**PROVIDED DATA**:
__________________________________________________

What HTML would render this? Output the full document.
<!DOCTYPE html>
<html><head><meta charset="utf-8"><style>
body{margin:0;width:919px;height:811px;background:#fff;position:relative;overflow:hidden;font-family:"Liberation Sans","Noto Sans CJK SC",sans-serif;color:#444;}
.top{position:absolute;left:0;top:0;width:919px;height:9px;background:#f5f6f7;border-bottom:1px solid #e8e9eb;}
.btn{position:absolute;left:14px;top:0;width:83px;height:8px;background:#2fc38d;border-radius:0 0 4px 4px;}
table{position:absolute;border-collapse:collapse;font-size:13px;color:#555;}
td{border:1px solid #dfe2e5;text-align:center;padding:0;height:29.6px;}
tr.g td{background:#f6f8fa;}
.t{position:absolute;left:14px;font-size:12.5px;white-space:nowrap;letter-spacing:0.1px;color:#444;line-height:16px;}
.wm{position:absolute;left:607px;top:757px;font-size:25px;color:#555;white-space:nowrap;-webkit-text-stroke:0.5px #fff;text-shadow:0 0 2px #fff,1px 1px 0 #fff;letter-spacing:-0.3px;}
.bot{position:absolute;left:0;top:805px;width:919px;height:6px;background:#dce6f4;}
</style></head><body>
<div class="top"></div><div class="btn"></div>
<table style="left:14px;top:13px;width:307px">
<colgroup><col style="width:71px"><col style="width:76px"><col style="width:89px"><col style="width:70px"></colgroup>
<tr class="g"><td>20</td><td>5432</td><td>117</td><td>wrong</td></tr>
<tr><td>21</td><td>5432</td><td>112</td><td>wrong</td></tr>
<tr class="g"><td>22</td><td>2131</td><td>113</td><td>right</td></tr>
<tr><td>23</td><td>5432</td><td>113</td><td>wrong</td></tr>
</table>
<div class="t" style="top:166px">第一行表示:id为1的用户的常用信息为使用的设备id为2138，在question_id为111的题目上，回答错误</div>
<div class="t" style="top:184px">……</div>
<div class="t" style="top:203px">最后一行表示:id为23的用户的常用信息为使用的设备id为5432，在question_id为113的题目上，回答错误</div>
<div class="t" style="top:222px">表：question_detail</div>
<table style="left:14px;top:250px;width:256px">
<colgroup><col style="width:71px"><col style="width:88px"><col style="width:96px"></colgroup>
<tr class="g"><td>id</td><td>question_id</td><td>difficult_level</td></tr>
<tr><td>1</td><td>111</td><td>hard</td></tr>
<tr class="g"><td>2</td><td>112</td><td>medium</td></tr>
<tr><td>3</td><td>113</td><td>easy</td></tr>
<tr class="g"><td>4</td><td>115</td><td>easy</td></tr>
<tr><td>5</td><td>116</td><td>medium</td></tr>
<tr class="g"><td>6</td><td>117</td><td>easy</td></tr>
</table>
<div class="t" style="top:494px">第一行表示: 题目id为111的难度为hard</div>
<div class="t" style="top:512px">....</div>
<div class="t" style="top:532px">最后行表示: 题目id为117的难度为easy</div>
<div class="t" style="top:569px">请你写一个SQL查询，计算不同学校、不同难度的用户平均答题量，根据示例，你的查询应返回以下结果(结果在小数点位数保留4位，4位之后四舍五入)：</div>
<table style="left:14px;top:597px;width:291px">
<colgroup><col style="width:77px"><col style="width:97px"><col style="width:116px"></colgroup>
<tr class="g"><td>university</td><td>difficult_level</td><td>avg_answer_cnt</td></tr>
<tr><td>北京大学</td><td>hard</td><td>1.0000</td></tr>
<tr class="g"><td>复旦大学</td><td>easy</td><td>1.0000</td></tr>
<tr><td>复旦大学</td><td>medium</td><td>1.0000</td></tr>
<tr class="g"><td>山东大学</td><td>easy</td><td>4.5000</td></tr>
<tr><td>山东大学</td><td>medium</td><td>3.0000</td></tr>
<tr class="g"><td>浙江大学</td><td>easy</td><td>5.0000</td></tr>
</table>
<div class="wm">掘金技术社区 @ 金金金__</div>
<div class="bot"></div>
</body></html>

__________________________________________________

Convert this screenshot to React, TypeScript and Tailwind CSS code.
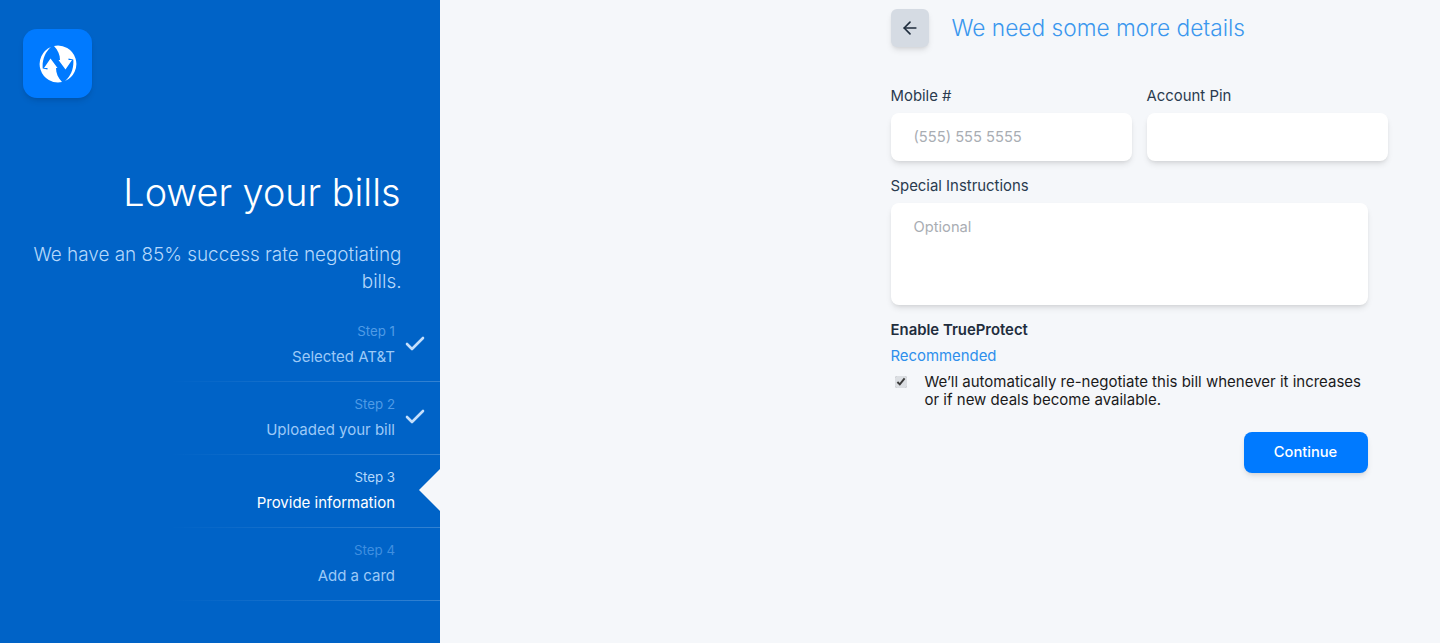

__________________________________________________

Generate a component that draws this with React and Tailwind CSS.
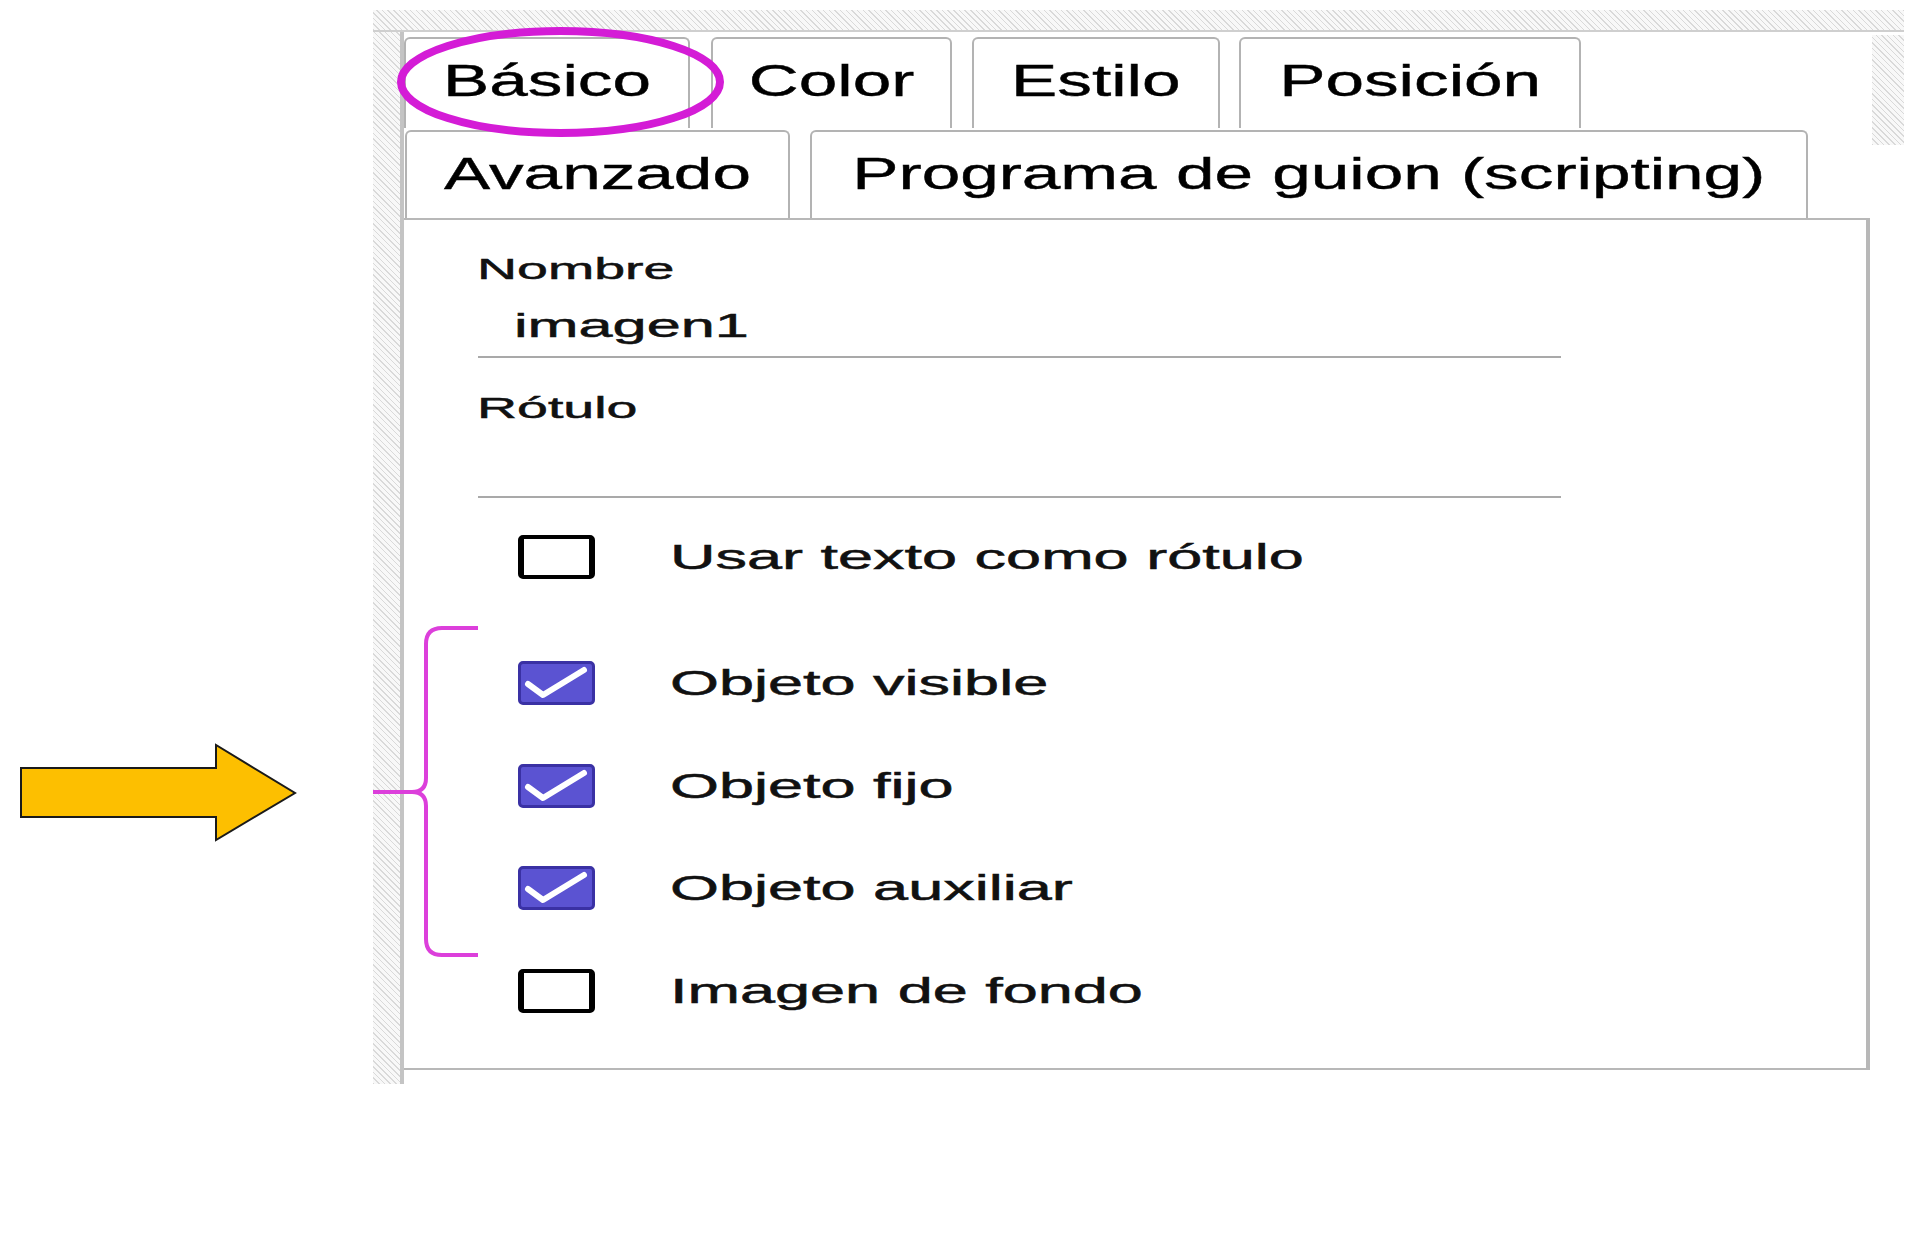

__________________________________________________

**WHAT YOU NEED TO DO**:
Copy out every line from the material above in which the word "Tailwind" appears.

**RESPONSE TO THIS EXERCISE**:
Convert this screenshot to React, TypeScript and Tailwind CSS code.
Generate a component that draws this with React and Tailwind CSS.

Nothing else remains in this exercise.